**Required work:** Pull out every line below containing the word "that".

**Given material:**

####

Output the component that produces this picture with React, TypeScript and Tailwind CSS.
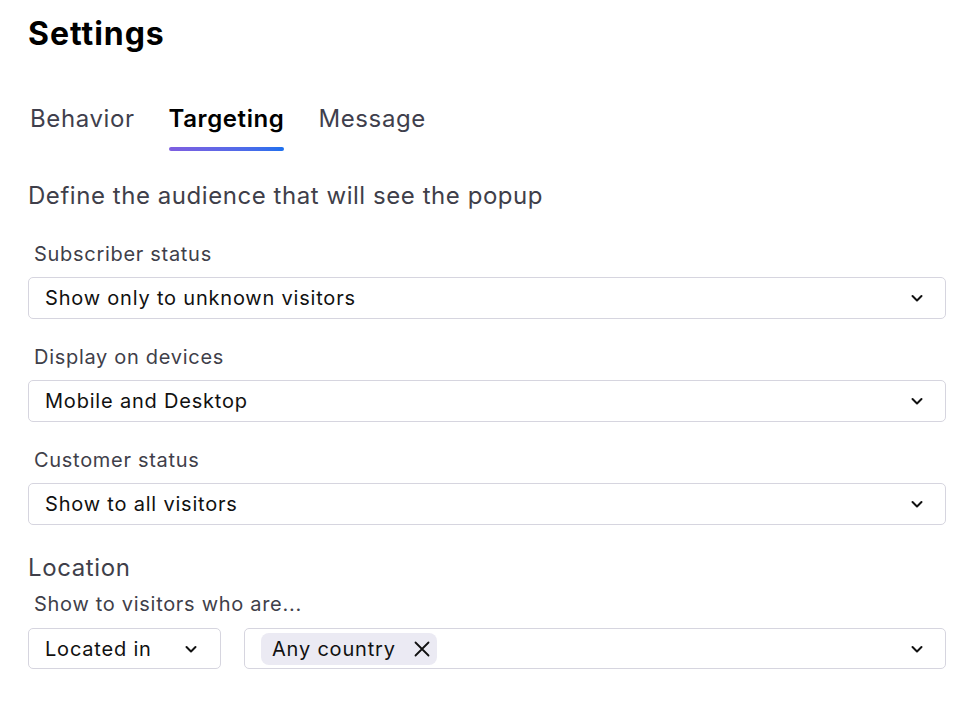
import React from "react";

function Chevron() {
  return (
    <svg width="14" height="14" viewBox="0 0 14 14" fill="none" className="shrink-0">
      <path d="M2.5 5l4.5 4.5L11.5 5" stroke="#111" strokeWidth="2" strokeLinecap="round" strokeLinejoin="round" />
    </svg>
  );
}

function Select({ value }: { value: string }) {
  return (
    <div className="flex h-[42px] items-center justify-between rounded-[5px] border border-[#d6d5df] bg-white pl-4 pr-[21px]">
      <span className="text-[20px] tracking-[0.04em] text-[#111]">{value}</span>
      <Chevron />
    </div>
  );
}

function Field({ label, value }: { label: string; value: string }) {
  return (
    <div className="flex flex-col">
      <div className="mb-[9px] pl-[6px] text-[20px] leading-7 tracking-[0.035em] text-[#3f3f4a]">{label}</div>
      <Select value={value} />
    </div>
  );
}

export default function App() {
  const tabs = ["Behavior", "Targeting", "Message"];
  return (
    <div className="min-h-[710px] bg-white pl-7 pr-[14px] pt-[14px] font-['Inter',sans-serif] antialiased">
      <h1 className="text-[32px] font-bold leading-10 tracking-[0.03em] text-black">Settings</h1>

      <div className="mt-[49px] flex gap-[34px] pl-[2px]">
        {tabs.map((t) => (
          <div key={t} className="flex flex-col">
            <span
              className={
                t === "Targeting"
                  ? "text-[24px] font-semibold leading-8 tracking-[0.025em] text-black"
                  : "text-[24px] leading-8 tracking-[0.025em] text-[#3f3f4d]"
              }
            >
              {t}
            </span>
            <div
              className={
                t === "Targeting"
                  ? "mt-3 h-1 rounded-full bg-gradient-to-r from-[#7e5ee0] to-[#1b70ee]"
                  : "mt-3 h-1"
              }
            />
          </div>
        ))}
      </div>

      <p className="mt-[31px] text-[24px] leading-7 tracking-[0.023em] text-[#3f3f4a]">
        Define the audience that will see the popup
      </p>

      <div className="mt-[30px] flex flex-col gap-6">
        <Field label="Subscriber status" value="Show only to unknown visitors" />
        <Field label="Display on devices" value="Mobile and Desktop" />
        <Field label="Customer status" value="Show to all visitors" />
      </div>

      <div className="mt-[27px] text-[24px] leading-8 tracking-[0.025em] text-[#3f3f4a]">Location</div>
      <div className="mt-[6px] pl-[6px] text-[20px] leading-7 tracking-[0.035em] text-[#3f3f4a]">
        Show to visitors who are...
      </div>

      <div className="mt-[10px] flex gap-[23px]">
        <div className="flex h-[41px] w-[193px] items-center justify-between rounded-[5px] border border-[#d6d5df] pl-4 pr-[22px]">
          <span className="text-[20px] tracking-[0.04em] text-[#111]">Located in</span>
          <Chevron />
        </div>
        <div className="flex h-[41px] flex-1 items-center justify-between rounded-[5px] border border-[#d6d5df] pl-4 pr-[21px]">
          <div className="flex h-8 items-center gap-[17px] rounded-lg bg-[#ebeaf3] pl-[11px] pr-[6px]">
            <span className="text-[20px] tracking-[0.04em] text-[#111]">Any country</span>
            <svg width="18" height="18" viewBox="0 0 18 18" fill="none">
              <path d="M2.5 2.5l13 13M15.5 2.5l-13 13" stroke="#111" strokeWidth="1.8" strokeLinecap="round" />
            </svg>
          </div>
          <Chevron />
        </div>
      </div>
    </div>
  );
}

####

**Correct output:**
Output the component that produces this picture with React, TypeScript and Tailwind CSS.
        Define the audience that will see the popup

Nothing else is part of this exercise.